_INFORMATION SUPPLIED_.
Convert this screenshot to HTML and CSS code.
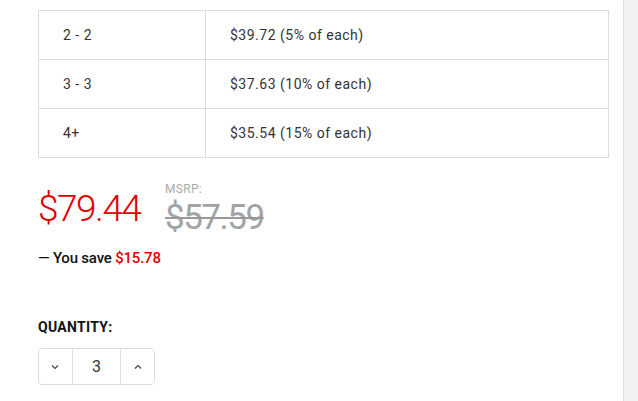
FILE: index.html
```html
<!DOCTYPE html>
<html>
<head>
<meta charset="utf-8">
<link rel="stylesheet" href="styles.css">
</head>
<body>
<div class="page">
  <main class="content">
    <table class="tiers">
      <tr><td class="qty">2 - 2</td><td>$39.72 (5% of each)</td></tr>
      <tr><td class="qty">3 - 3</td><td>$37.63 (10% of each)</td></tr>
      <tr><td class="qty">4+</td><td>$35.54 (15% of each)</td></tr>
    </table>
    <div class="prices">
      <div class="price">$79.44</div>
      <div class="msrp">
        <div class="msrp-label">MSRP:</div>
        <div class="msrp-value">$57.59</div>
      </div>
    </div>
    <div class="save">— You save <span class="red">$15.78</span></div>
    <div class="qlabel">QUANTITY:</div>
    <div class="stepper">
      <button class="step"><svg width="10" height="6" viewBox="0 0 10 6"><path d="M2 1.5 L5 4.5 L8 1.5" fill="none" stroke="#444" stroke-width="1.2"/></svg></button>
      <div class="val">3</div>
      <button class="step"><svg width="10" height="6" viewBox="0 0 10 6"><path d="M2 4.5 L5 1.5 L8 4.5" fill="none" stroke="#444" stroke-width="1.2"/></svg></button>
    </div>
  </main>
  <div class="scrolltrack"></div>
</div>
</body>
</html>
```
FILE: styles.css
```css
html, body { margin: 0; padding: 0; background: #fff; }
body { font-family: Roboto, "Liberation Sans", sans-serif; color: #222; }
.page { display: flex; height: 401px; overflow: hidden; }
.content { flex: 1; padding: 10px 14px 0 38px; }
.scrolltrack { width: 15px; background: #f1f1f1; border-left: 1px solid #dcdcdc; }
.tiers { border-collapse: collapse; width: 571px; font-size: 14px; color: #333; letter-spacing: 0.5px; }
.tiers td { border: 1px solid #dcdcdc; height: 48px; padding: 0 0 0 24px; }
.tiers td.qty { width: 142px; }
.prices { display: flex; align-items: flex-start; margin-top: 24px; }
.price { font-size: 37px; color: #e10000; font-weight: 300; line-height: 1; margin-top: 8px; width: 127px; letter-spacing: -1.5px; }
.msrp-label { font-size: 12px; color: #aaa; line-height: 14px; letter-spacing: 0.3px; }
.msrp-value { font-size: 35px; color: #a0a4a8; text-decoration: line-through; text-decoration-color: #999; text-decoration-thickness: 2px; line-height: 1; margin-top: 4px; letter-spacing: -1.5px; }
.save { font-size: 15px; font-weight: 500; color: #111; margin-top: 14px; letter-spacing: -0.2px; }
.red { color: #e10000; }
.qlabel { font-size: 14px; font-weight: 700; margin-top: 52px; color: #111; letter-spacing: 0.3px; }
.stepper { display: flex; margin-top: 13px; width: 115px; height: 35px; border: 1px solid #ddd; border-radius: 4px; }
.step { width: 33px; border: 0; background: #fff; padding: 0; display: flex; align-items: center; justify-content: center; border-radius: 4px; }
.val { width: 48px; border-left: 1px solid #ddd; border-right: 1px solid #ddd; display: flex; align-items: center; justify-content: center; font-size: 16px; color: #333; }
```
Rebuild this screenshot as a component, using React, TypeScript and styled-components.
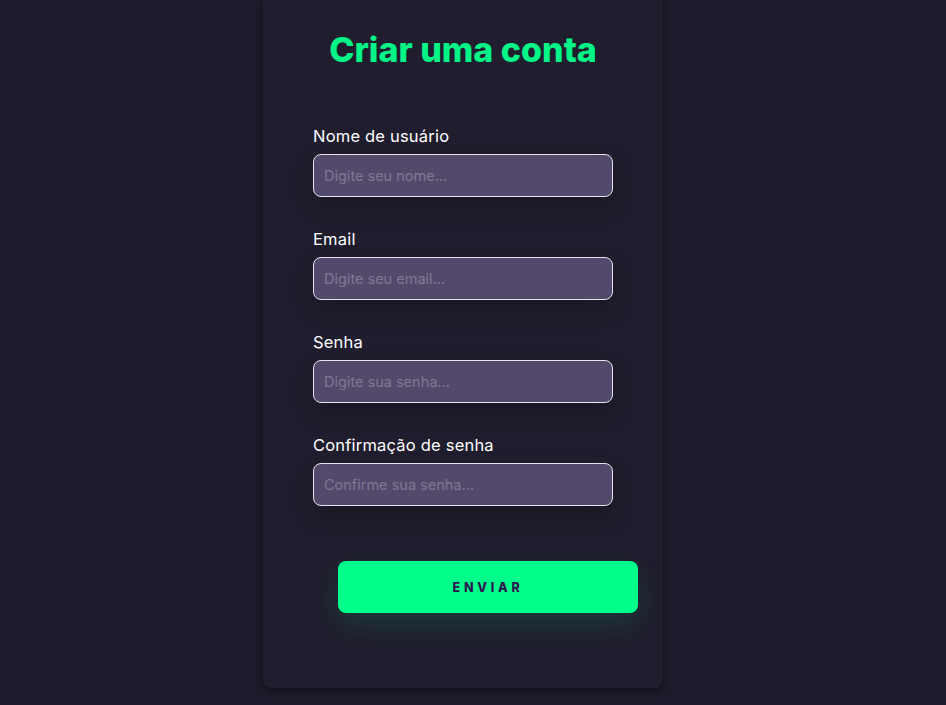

_SHORT PROBLEM_. Output, exactly, all the records above; include no pictures.

_SOLUTION TO THE PROBLEM_.
Convert this screenshot to HTML and CSS code.
FILE: index.html
```html
<!DOCTYPE html>
<html>
<head>
<meta charset="utf-8">
<link rel="stylesheet" href="styles.css">
</head>
<body>
<div class="page">
  <main class="content">
    <table class="tiers">
      <tr><td class="qty">2 - 2</td><td>$39.72 (5% of each)</td></tr>
      <tr><td class="qty">3 - 3</td><td>$37.63 (10% of each)</td></tr>
      <tr><td class="qty">4+</td><td>$35.54 (15% of each)</td></tr>
    </table>
    <div class="prices">
      <div class="price">$79.44</div>
      <div class="msrp">
        <div class="msrp-label">MSRP:</div>
        <div class="msrp-value">$57.59</div>
      </div>
    </div>
    <div class="save">— You save <span class="red">$15.78</span></div>
    <div class="qlabel">QUANTITY:</div>
    <div class="stepper">
      <button class="step"><svg width="10" height="6" viewBox="0 0 10 6"><path d="M2 1.5 L5 4.5 L8 1.5" fill="none" stroke="#444" stroke-width="1.2"/></svg></button>
      <div class="val">3</div>
      <button class="step"><svg width="10" height="6" viewBox="0 0 10 6"><path d="M2 4.5 L5 1.5 L8 4.5" fill="none" stroke="#444" stroke-width="1.2"/></svg></button>
    </div>
  </main>
  <div class="scrolltrack"></div>
</div>
</body>
</html>
```
FILE: styles.css
```css
html, body { margin: 0; padding: 0; background: #fff; }
body { font-family: Roboto, "Liberation Sans", sans-serif; color: #222; }
.page { display: flex; height: 401px; overflow: hidden; }
.content { flex: 1; padding: 10px 14px 0 38px; }
.scrolltrack { width: 15px; background: #f1f1f1; border-left: 1px solid #dcdcdc; }
.tiers { border-collapse: collapse; width: 571px; font-size: 14px; color: #333; letter-spacing: 0.5px; }
.tiers td { border: 1px solid #dcdcdc; height: 48px; padding: 0 0 0 24px; }
.tiers td.qty { width: 142px; }
.prices { display: flex; align-items: flex-start; margin-top: 24px; }
.price { font-size: 37px; color: #e10000; font-weight: 300; line-height: 1; margin-top: 8px; width: 127px; letter-spacing: -1.5px; }
.msrp-label { font-size: 12px; color: #aaa; line-height: 14px; letter-spacing: 0.3px; }
.msrp-value { font-size: 35px; color: #a0a4a8; text-decoration: line-through; text-decoration-color: #999; text-decoration-thickness: 2px; line-height: 1; margin-top: 4px; letter-spacing: -1.5px; }
.save { font-size: 15px; font-weight: 500; color: #111; margin-top: 14px; letter-spacing: -0.2px; }
.red { color: #e10000; }
.qlabel { font-size: 14px; font-weight: 700; margin-top: 52px; color: #111; letter-spacing: 0.3px; }
.stepper { display: flex; margin-top: 13px; width: 115px; height: 35px; border: 1px solid #ddd; border-radius: 4px; }
.step { width: 33px; border: 0; background: #fff; padding: 0; display: flex; align-items: center; justify-content: center; border-radius: 4px; }
.val { width: 48px; border-left: 1px solid #ddd; border-right: 1px solid #ddd; display: flex; align-items: center; justify-content: center; font-size: 16px; color: #333; }
```
Rebuild this screenshot as a component, using React, TypeScript and styled-components.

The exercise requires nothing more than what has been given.